Retype the data that follows line by line, exactly, and leave its pictures out.

Dataset excerpt:
----------------

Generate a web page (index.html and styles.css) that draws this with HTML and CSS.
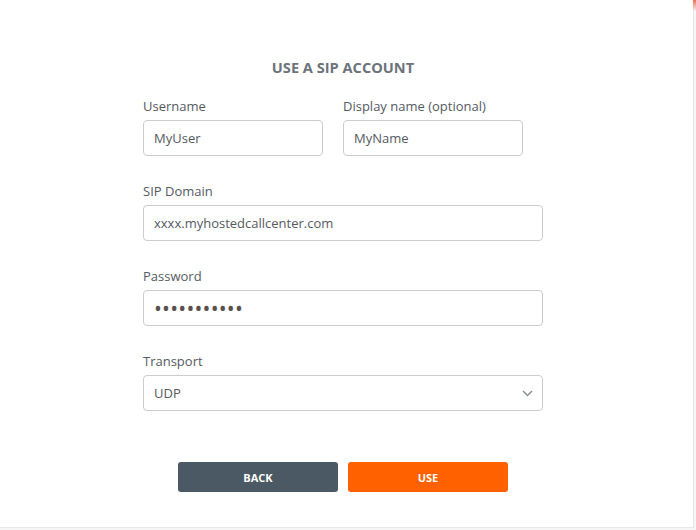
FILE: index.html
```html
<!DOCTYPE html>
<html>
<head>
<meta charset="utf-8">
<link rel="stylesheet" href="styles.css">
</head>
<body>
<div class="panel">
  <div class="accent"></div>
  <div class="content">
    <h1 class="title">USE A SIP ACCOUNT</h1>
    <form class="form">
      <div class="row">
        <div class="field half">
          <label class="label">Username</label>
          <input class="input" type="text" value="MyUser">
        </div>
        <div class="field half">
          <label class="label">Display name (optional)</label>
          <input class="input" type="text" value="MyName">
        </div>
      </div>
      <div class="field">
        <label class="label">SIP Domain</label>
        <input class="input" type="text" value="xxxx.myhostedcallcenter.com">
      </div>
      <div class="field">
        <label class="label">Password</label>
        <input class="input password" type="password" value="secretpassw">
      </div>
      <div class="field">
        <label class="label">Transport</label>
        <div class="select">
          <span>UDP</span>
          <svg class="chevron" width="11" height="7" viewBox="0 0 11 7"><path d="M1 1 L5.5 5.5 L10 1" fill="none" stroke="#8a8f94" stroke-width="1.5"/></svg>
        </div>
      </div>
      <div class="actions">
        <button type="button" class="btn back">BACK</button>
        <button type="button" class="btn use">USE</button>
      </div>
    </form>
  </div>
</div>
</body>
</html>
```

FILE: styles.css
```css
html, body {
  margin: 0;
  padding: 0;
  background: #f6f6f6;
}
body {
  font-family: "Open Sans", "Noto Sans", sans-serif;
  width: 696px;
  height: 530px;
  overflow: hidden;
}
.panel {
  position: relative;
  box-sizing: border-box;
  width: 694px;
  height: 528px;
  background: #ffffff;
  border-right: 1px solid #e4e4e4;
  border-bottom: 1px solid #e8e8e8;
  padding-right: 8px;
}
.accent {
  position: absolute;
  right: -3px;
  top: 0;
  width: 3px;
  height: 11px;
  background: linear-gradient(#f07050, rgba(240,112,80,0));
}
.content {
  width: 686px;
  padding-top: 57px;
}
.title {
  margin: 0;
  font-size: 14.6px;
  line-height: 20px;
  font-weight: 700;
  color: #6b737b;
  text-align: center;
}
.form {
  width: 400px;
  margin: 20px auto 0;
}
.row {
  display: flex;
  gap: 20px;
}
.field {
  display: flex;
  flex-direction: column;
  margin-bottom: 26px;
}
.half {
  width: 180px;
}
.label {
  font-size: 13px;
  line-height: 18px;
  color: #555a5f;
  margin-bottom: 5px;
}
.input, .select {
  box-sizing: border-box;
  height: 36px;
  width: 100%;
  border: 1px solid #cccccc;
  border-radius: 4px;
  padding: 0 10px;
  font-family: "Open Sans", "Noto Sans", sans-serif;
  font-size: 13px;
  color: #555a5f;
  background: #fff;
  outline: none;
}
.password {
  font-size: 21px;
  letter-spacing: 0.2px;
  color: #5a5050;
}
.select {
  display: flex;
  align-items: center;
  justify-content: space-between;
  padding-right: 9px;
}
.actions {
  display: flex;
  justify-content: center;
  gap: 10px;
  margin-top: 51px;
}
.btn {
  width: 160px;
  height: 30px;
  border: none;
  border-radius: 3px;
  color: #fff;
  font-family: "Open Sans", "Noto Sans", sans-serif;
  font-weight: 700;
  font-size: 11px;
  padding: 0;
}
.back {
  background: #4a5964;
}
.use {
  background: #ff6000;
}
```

----------------

Response to this task:
Generate a web page (index.html and styles.css) that draws this with HTML and CSS.
FILE: index.html
```html
<!DOCTYPE html>
<html>
<head>
<meta charset="utf-8">
<link rel="stylesheet" href="styles.css">
</head>
<body>
<div class="panel">
  <div class="accent"></div>
  <div class="content">
    <h1 class="title">USE A SIP ACCOUNT</h1>
    <form class="form">
      <div class="row">
        <div class="field half">
          <label class="label">Username</label>
          <input class="input" type="text" value="MyUser">
        </div>
        <div class="field half">
          <label class="label">Display name (optional)</label>
          <input class="input" type="text" value="MyName">
        </div>
      </div>
      <div class="field">
        <label class="label">SIP Domain</label>
        <input class="input" type="text" value="xxxx.myhostedcallcenter.com">
      </div>
      <div class="field">
        <label class="label">Password</label>
        <input class="input password" type="password" value="secretpassw">
      </div>
      <div class="field">
        <label class="label">Transport</label>
        <div class="select">
          <span>UDP</span>
          <svg class="chevron" width="11" height="7" viewBox="0 0 11 7"><path d="M1 1 L5.5 5.5 L10 1" fill="none" stroke="#8a8f94" stroke-width="1.5"/></svg>
        </div>
      </div>
      <div class="actions">
        <button type="button" class="btn back">BACK</button>
        <button type="button" class="btn use">USE</button>
      </div>
    </form>
  </div>
</div>
</body>
</html>
```

FILE: styles.css
```css
html, body {
  margin: 0;
  padding: 0;
  background: #f6f6f6;
}
body {
  font-family: "Open Sans", "Noto Sans", sans-serif;
  width: 696px;
  height: 530px;
  overflow: hidden;
}
.panel {
  position: relative;
  box-sizing: border-box;
  width: 694px;
  height: 528px;
  background: #ffffff;
  border-right: 1px solid #e4e4e4;
  border-bottom: 1px solid #e8e8e8;
  padding-right: 8px;
}
.accent {
  position: absolute;
  right: -3px;
  top: 0;
  width: 3px;
  height: 11px;
  background: linear-gradient(#f07050, rgba(240,112,80,0));
}
.content {
  width: 686px;
  padding-top: 57px;
}
.title {
  margin: 0;
  font-size: 14.6px;
  line-height: 20px;
  font-weight: 700;
  color: #6b737b;
  text-align: center;
}
.form {
  width: 400px;
  margin: 20px auto 0;
}
.row {
  display: flex;
  gap: 20px;
}
.field {
  display: flex;
  flex-direction: column;
  margin-bottom: 26px;
}
.half {
  width: 180px;
}
.label {
  font-size: 13px;
  line-height: 18px;
  color: #555a5f;
  margin-bottom: 5px;
}
.input, .select {
  box-sizing: border-box;
  height: 36px;
  width: 100%;
  border: 1px solid #cccccc;
  border-radius: 4px;
  padding: 0 10px;
  font-family: "Open Sans", "Noto Sans", sans-serif;
  font-size: 13px;
  color: #555a5f;
  background: #fff;
  outline: none;
}
.password {
  font-size: 21px;
  letter-spacing: 0.2px;
  color: #5a5050;
}
.select {
  display: flex;
  align-items: center;
  justify-content: space-between;
  padding-right: 9px;
}
.actions {
  display: flex;
  justify-content: center;
  gap: 10px;
  margin-top: 51px;
}
.btn {
  width: 160px;
  height: 30px;
  border: none;
  border-radius: 3px;
  color: #fff;
  font-family: "Open Sans", "Noto Sans", sans-serif;
  font-weight: 700;
  font-size: 11px;
  padding: 0;
}
.back {
  background: #4a5964;
}
.use {
  background: #ff6000;
}
```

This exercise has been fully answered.